What is expected: Output the material exactly, but drop every image it holds.

Information supplied:
# # #
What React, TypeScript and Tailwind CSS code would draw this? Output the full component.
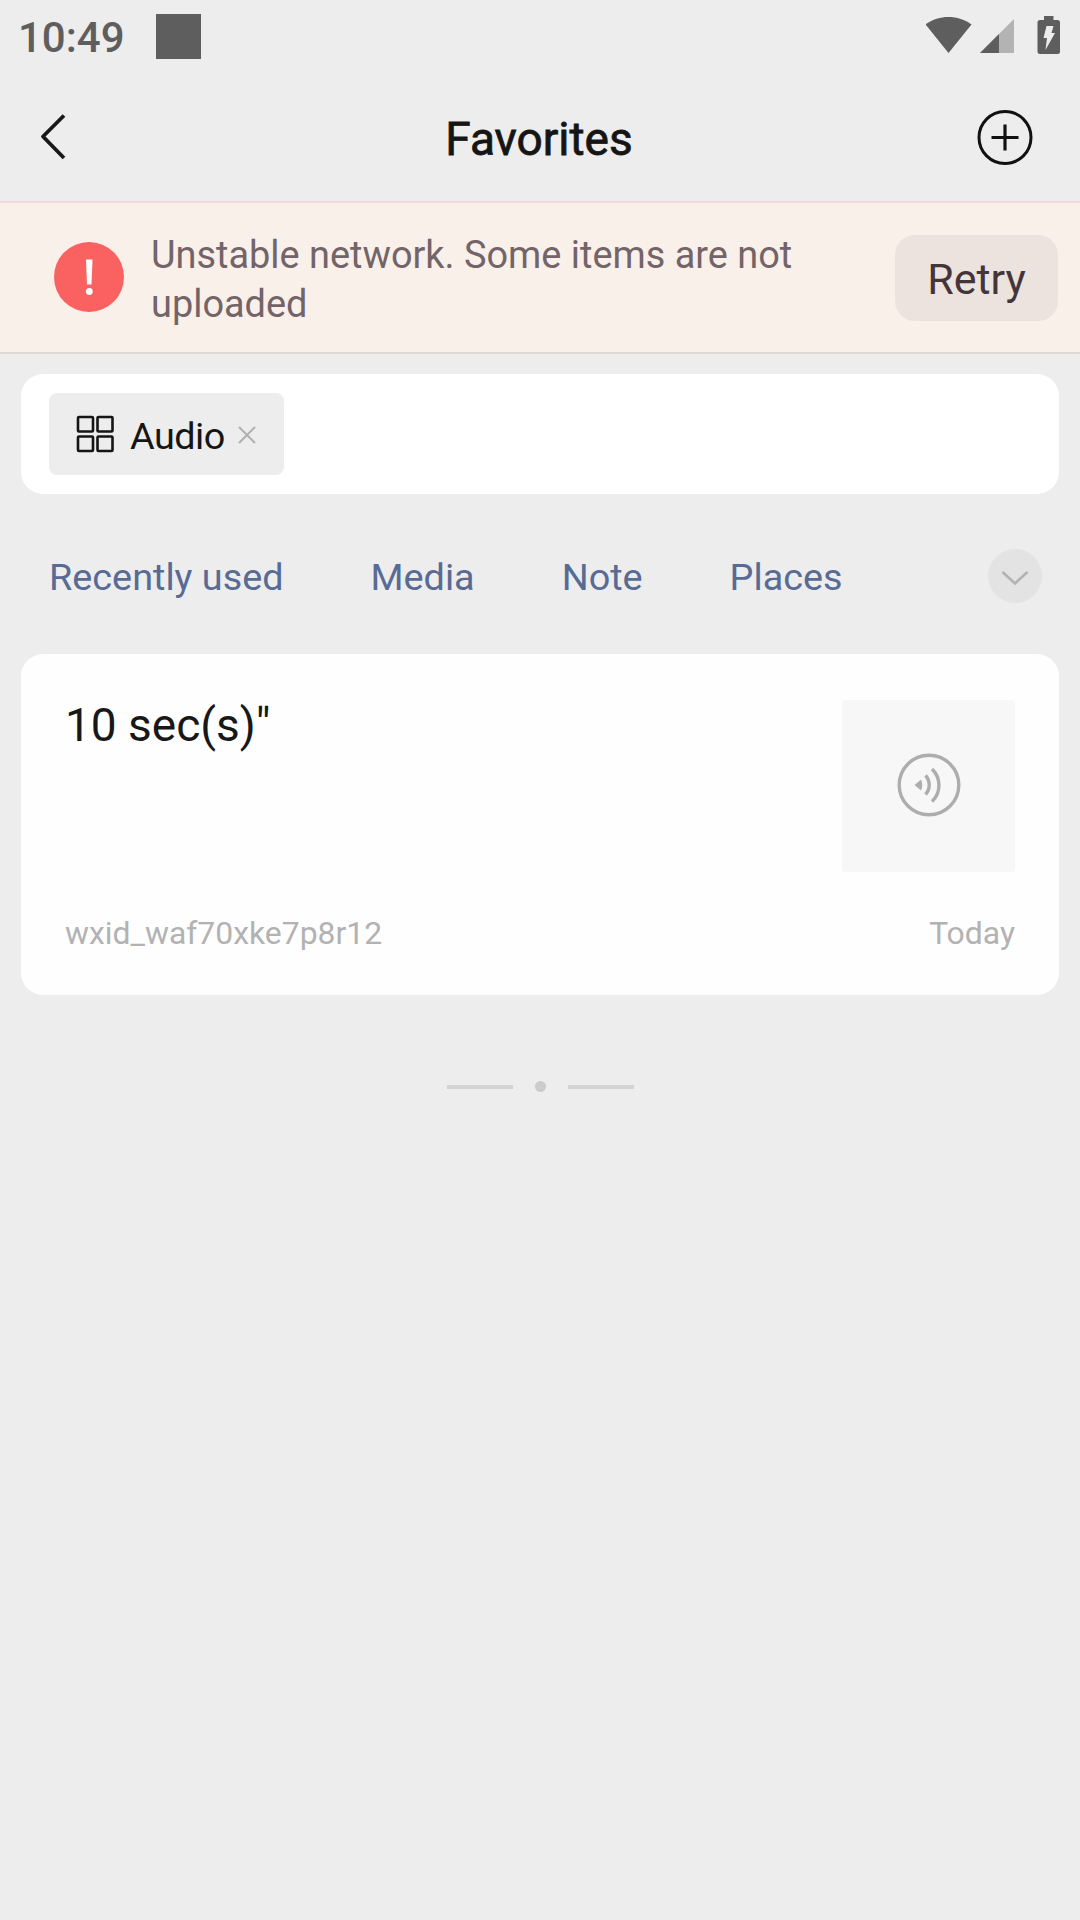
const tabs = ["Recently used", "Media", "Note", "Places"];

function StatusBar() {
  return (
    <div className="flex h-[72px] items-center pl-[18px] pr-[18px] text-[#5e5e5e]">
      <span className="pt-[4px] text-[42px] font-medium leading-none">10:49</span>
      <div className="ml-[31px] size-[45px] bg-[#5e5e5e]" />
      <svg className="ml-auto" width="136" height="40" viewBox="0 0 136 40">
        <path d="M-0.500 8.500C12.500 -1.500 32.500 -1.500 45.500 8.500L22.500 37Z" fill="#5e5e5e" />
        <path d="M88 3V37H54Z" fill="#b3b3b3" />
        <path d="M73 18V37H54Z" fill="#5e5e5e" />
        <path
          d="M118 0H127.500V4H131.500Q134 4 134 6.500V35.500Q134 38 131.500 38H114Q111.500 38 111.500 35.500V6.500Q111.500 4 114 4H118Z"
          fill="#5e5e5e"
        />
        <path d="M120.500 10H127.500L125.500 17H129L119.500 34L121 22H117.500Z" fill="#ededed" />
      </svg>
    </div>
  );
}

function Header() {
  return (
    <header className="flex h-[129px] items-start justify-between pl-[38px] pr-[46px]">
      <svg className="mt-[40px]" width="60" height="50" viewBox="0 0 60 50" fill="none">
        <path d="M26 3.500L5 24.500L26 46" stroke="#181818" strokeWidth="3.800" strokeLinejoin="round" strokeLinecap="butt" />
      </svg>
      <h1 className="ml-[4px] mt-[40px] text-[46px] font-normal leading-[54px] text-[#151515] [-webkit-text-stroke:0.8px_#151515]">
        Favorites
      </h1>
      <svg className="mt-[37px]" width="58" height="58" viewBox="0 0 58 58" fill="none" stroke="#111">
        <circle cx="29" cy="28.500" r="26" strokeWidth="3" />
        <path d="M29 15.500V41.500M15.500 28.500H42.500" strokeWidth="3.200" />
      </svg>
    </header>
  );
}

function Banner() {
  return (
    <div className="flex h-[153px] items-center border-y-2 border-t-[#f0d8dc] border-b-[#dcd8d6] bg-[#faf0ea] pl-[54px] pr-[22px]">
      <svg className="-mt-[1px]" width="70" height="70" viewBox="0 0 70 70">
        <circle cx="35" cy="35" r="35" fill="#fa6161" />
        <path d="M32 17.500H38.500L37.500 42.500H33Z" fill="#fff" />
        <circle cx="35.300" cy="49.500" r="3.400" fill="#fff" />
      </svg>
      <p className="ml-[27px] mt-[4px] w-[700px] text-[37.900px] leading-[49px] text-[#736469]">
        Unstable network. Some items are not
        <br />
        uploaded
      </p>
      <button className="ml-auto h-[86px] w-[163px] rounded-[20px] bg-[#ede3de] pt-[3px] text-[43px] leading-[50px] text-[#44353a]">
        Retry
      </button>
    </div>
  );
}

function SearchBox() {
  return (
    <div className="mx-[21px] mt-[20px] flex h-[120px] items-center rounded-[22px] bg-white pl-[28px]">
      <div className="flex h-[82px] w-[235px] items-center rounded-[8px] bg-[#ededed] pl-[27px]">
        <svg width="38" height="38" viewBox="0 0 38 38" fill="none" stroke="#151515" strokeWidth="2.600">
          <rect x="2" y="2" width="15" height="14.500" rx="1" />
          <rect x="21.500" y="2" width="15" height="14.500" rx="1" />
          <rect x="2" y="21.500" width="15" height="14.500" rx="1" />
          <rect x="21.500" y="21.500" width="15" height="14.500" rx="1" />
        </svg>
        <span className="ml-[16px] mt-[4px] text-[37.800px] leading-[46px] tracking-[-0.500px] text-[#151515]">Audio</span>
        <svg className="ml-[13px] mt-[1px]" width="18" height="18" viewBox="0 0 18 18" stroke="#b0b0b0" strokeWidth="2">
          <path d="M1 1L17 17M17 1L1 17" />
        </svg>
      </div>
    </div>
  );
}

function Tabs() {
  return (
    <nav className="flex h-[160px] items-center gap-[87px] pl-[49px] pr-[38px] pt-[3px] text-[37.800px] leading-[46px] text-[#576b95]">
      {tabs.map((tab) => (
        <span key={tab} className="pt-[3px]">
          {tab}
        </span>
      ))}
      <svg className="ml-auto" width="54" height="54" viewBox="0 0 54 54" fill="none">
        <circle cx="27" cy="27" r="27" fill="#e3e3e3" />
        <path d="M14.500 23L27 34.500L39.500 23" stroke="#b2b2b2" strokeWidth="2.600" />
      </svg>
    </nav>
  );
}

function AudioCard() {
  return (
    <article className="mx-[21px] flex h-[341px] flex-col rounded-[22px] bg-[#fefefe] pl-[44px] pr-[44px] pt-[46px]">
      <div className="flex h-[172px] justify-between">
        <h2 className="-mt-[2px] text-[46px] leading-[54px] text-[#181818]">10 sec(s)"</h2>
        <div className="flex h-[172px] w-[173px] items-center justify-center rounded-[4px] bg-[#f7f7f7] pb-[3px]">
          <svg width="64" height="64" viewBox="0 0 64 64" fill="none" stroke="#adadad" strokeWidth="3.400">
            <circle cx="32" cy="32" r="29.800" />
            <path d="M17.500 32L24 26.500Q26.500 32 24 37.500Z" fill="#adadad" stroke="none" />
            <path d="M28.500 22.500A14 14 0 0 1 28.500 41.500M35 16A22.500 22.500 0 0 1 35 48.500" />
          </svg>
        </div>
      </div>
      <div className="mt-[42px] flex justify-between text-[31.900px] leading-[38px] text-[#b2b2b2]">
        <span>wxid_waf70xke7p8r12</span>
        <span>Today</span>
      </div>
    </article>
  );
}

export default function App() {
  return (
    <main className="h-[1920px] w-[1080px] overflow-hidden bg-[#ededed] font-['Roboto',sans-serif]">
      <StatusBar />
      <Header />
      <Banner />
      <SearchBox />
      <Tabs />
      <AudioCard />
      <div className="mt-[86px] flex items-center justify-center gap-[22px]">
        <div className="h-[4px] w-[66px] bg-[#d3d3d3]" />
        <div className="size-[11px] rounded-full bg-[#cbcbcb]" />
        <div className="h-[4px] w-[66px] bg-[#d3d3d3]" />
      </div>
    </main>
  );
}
# # #
Result below:
What React, TypeScript and Tailwind CSS code would draw this? Output the full component.
const tabs = ["Recently used", "Media", "Note", "Places"];

function StatusBar() {
  return (
    <div className="flex h-[72px] items-center pl-[18px] pr-[18px] text-[#5e5e5e]">
      <span className="pt-[4px] text-[42px] font-medium leading-none">10:49</span>
      <div className="ml-[31px] size-[45px] bg-[#5e5e5e]" />
      <svg className="ml-auto" width="136" height="40" viewBox="0 0 136 40">
        <path d="M-0.500 8.500C12.500 -1.500 32.500 -1.500 45.500 8.500L22.500 37Z" fill="#5e5e5e" />
        <path d="M88 3V37H54Z" fill="#b3b3b3" />
        <path d="M73 18V37H54Z" fill="#5e5e5e" />
        <path
          d="M118 0H127.500V4H131.500Q134 4 134 6.500V35.500Q134 38 131.500 38H114Q111.500 38 111.500 35.500V6.500Q111.500 4 114 4H118Z"
          fill="#5e5e5e"
        />
        <path d="M120.500 10H127.500L125.500 17H129L119.500 34L121 22H117.500Z" fill="#ededed" />
      </svg>
    </div>
  );
}

function Header() {
  return (
    <header className="flex h-[129px] items-start justify-between pl-[38px] pr-[46px]">
      <svg className="mt-[40px]" width="60" height="50" viewBox="0 0 60 50" fill="none">
        <path d="M26 3.500L5 24.500L26 46" stroke="#181818" strokeWidth="3.800" strokeLinejoin="round" strokeLinecap="butt" />
      </svg>
      <h1 className="ml-[4px] mt-[40px] text-[46px] font-normal leading-[54px] text-[#151515] [-webkit-text-stroke:0.8px_#151515]">
        Favorites
      </h1>
      <svg className="mt-[37px]" width="58" height="58" viewBox="0 0 58 58" fill="none" stroke="#111">
        <circle cx="29" cy="28.500" r="26" strokeWidth="3" />
        <path d="M29 15.500V41.500M15.500 28.500H42.500" strokeWidth="3.200" />
      </svg>
    </header>
  );
}

function Banner() {
  return (
    <div className="flex h-[153px] items-center border-y-2 border-t-[#f0d8dc] border-b-[#dcd8d6] bg-[#faf0ea] pl-[54px] pr-[22px]">
      <svg className="-mt-[1px]" width="70" height="70" viewBox="0 0 70 70">
        <circle cx="35" cy="35" r="35" fill="#fa6161" />
        <path d="M32 17.500H38.500L37.500 42.500H33Z" fill="#fff" />
        <circle cx="35.300" cy="49.500" r="3.400" fill="#fff" />
      </svg>
      <p className="ml-[27px] mt-[4px] w-[700px] text-[37.900px] leading-[49px] text-[#736469]">
        Unstable network. Some items are not
        <br />
        uploaded
      </p>
      <button className="ml-auto h-[86px] w-[163px] rounded-[20px] bg-[#ede3de] pt-[3px] text-[43px] leading-[50px] text-[#44353a]">
        Retry
      </button>
    </div>
  );
}

function SearchBox() {
  return (
    <div className="mx-[21px] mt-[20px] flex h-[120px] items-center rounded-[22px] bg-white pl-[28px]">
      <div className="flex h-[82px] w-[235px] items-center rounded-[8px] bg-[#ededed] pl-[27px]">
        <svg width="38" height="38" viewBox="0 0 38 38" fill="none" stroke="#151515" strokeWidth="2.600">
          <rect x="2" y="2" width="15" height="14.500" rx="1" />
          <rect x="21.500" y="2" width="15" height="14.500" rx="1" />
          <rect x="2" y="21.500" width="15" height="14.500" rx="1" />
          <rect x="21.500" y="21.500" width="15" height="14.500" rx="1" />
        </svg>
        <span className="ml-[16px] mt-[4px] text-[37.800px] leading-[46px] tracking-[-0.500px] text-[#151515]">Audio</span>
        <svg className="ml-[13px] mt-[1px]" width="18" height="18" viewBox="0 0 18 18" stroke="#b0b0b0" strokeWidth="2">
          <path d="M1 1L17 17M17 1L1 17" />
        </svg>
      </div>
    </div>
  );
}

function Tabs() {
  return (
    <nav className="flex h-[160px] items-center gap-[87px] pl-[49px] pr-[38px] pt-[3px] text-[37.800px] leading-[46px] text-[#576b95]">
      {tabs.map((tab) => (
        <span key={tab} className="pt-[3px]">
          {tab}
        </span>
      ))}
      <svg className="ml-auto" width="54" height="54" viewBox="0 0 54 54" fill="none">
        <circle cx="27" cy="27" r="27" fill="#e3e3e3" />
        <path d="M14.500 23L27 34.500L39.500 23" stroke="#b2b2b2" strokeWidth="2.600" />
      </svg>
    </nav>
  );
}

function AudioCard() {
  return (
    <article className="mx-[21px] flex h-[341px] flex-col rounded-[22px] bg-[#fefefe] pl-[44px] pr-[44px] pt-[46px]">
      <div className="flex h-[172px] justify-between">
        <h2 className="-mt-[2px] text-[46px] leading-[54px] text-[#181818]">10 sec(s)"</h2>
        <div className="flex h-[172px] w-[173px] items-center justify-center rounded-[4px] bg-[#f7f7f7] pb-[3px]">
          <svg width="64" height="64" viewBox="0 0 64 64" fill="none" stroke="#adadad" strokeWidth="3.400">
            <circle cx="32" cy="32" r="29.800" />
            <path d="M17.500 32L24 26.500Q26.500 32 24 37.500Z" fill="#adadad" stroke="none" />
            <path d="M28.500 22.500A14 14 0 0 1 28.500 41.500M35 16A22.500 22.500 0 0 1 35 48.500" />
          </svg>
        </div>
      </div>
      <div className="mt-[42px] flex justify-between text-[31.900px] leading-[38px] text-[#b2b2b2]">
        <span>wxid_waf70xke7p8r12</span>
        <span>Today</span>
      </div>
    </article>
  );
}

export default function App() {
  return (
    <main className="h-[1920px] w-[1080px] overflow-hidden bg-[#ededed] font-['Roboto',sans-serif]">
      <StatusBar />
      <Header />
      <Banner />
      <SearchBox />
      <Tabs />
      <AudioCard />
      <div className="mt-[86px] flex items-center justify-center gap-[22px]">
        <div className="h-[4px] w-[66px] bg-[#d3d3d3]" />
        <div className="size-[11px] rounded-full bg-[#cbcbcb]" />
        <div className="h-[4px] w-[66px] bg-[#d3d3d3]" />
      </div>
    </main>
  );
}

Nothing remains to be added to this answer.